La réforme de l'Etat au Canada (4) Un projet de société

Les effectifs de la fonction publique baissèrent drastiquement : 66 000 postes, un poste sur 6, fut ainsi supprimé, le plan s’appuyant sur toute une série de mesures d’accompagnement (primes de départ, plan de pré-retraites), ce qui permit d’agir dans un climat de relative paix sociale. Dès l’exercice 1996-97, l’objectif de déficit était non seulement atteint, mais aussi dépassé (1 % au lieu des 3 % fixés) et, en 2003, le Canada était le seul pays du G7 à disposer d’un budget fédéral en excédent. Le poids de la dette publique a été ramené à 43,6 % du PIB, les dépenses publiques globales passant pour leur part de près de 50 % (48,8%) à 37,1% du PIB (17 à 11 % pour les seules dépenses fédérales) au cours de cette période.

Indicateurs citoyens

Dans la logique du projet de société dans laquelle elle s’inscrivait, la réforme s’est également appuyée sur des « indicateurs citoyens » plus larges, tels que la croissance de l’emploi, la croissance de la productivité du travail et la croissance du niveau de vie. La croissance moyenne du PIB a atteint 3,6 % entre 1994 et 2003, soit la croissance la plus élevée des pays du G7, devant les Etats-Unis (3,2 %). Idem pour l’emploi avec une progression de 2,2 % par an, contre 1,3 % pour les Etats-Unis.

Le chômage de longue durée au sens de l’OCDE (personnes sans emploi pendant plus de 12 mois en pourcentage du nombre de chômeurs) a baissé, atteignant 9,5 % en 2004, à comparer à des taux supérieurs à 40 % en France, en Italie ou en Allemagne. Le marché du travail s’est aussi davantage ouvert aux jeunes : près de 60 % des 15-24 ans avaient ainsi un emploi en 2004, contre moins de 40 % pour ces mêmes pays (et moins de 30 % pour la France). La pauvreté a reculé, passant de 14 % à 10,9 % des familles entre 1996 et 2000.

Les dividendes du progrès

Pour autant, la révision drastique des dépenses publiques ne s’est pas traduite par une détérioration du service aux usagers. Grâce à une plus large responsabilisation et, partant, à une motivation accrue des fonctionnaires, la qualité des services publics s’est même élevée d’après les enquêtes régulièrement réalisées sur l’opinion des usagers. Depuis lors, les effectifs de la fonction publique enregistrent de nouveau une certaine croissance, mais sans menacer cette fois l’équilibre des finances publiques.

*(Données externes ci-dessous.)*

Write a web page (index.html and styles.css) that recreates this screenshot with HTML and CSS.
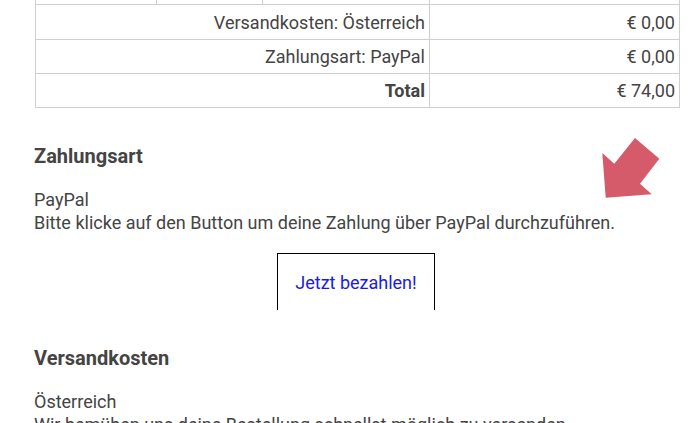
FILE: index.html
```html
<!DOCTYPE html>
<html lang="de">
<head>
<meta charset="utf-8">
<title>Bestellung</title>
<link rel="stylesheet" href="styles.css">
</head>
<body>
<div class="page">
  <table class="cart">
    <colgroup>
      <col class="c1"><col class="c2"><col class="c3"><col class="c4">
    </colgroup>
    <tr class="row"><td></td><td></td><td></td><td></td></tr>
    <tr class="row"><td colspan="3" class="label">Versandkosten: Österreich</td><td class="value">€ 0,00</td></tr>
    <tr class="row"><td colspan="3" class="label">Zahlungsart: PayPal</td><td class="value">€ 0,00</td></tr>
    <tr class="row"><td colspan="3" class="label strong">Total</td><td class="value">€ 74,00</td></tr>
  </table>

  <section class="block">
    <h2 class="block-title">Zahlungsart</h2>
    <p class="block-text">PayPal<br>Bitte klicke auf den Button um deine Zahlung über PayPal durchzuführen.</p>
    <div class="pay-wrap">
      <a class="pay-btn" href="#">Jetzt bezahlen!</a>
    </div>
  </section>

  <section class="block">
    <h2 class="block-title">Versandkosten</h2>
    <p class="block-text">Österreich<br>Wir bemühen uns deine Bestellung schnellst möglich zu versenden.</p>
  </section>

  <svg class="arrow" width="70" height="70" viewBox="0 0 70 70" aria-hidden="true">
    <polygon points="5.7,65.7 2.3,21 14.3,31.7 35,6 59.3,26.7 40,51.7 51.7,62.3" fill="#d65b6a"/>
  </svg>
</div>
</body>
</html>
```

FILE: styles.css
```css
html, body {
  margin: 0;
  padding: 0;
  background: #fff;
}
body {
  font-family: "Roboto", "Liberation Sans", sans-serif;
  color: #444;
  font-size: 18px;
  line-height: 23px;
}
.page {
  position: relative;
  padding: 0 0 0 34px;
  margin-top: -30px;
}
.cart {
  border-collapse: collapse;
  margin-left: 1px;
  width: 644px;
  table-layout: fixed;
}
.c1 { width: 121px; }
.c2 { width: 106px; }
.c3 { width: 167px; }
.c4 { width: 250px; }
.cart tr { height: 34px; }
.cart td {
  border: 1px solid #cfcfcf;
  padding: 0 4px;
  vertical-align: middle;
  font-size: 18px;
}
.cart tr:nth-child(2) { height: 35px; }
.label, .value { text-align: right; }
.strong { font-weight: 700; }
.block { margin-top: 36px; }
.block-title {
  margin: 0;
  font-size: 20px;
  line-height: 24px;
  font-weight: 700;
  color: #444;
}
.block-text {
  margin: 20px 0 0;
}
.pay-wrap {
  display: flex;
  justify-content: center;
  width: 644px;
  margin-top: 19px;
}
.pay-btn {
  display: block;
  width: 158px;
  box-sizing: border-box;
  border: 1px solid #000;
  border-bottom: none;
  padding: 17px 0 16px;
  text-align: center;
  color: #1a1ae6;
  text-decoration: none;
  font-size: 18px;
  line-height: 23px;
}
.arrow {
  position: absolute;
  left: 600px;
  top: 162px;
}
```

Tout changement réussi repose sur des succès intermédiaires visibles et partagés : chaque année, les progrès réalisés encourageaient les Canadiens à persévérer dans les efforts engagés. Quelques années plus tard, le succès n’a pas été simplement partagé à travers la communication publique et les grands indicateurs macroéconomiques : les citoyens ont pu en effet percevoir, à partir de l’année 2000, les dividendes des actions entreprises à travers les premières réductions d’impôts.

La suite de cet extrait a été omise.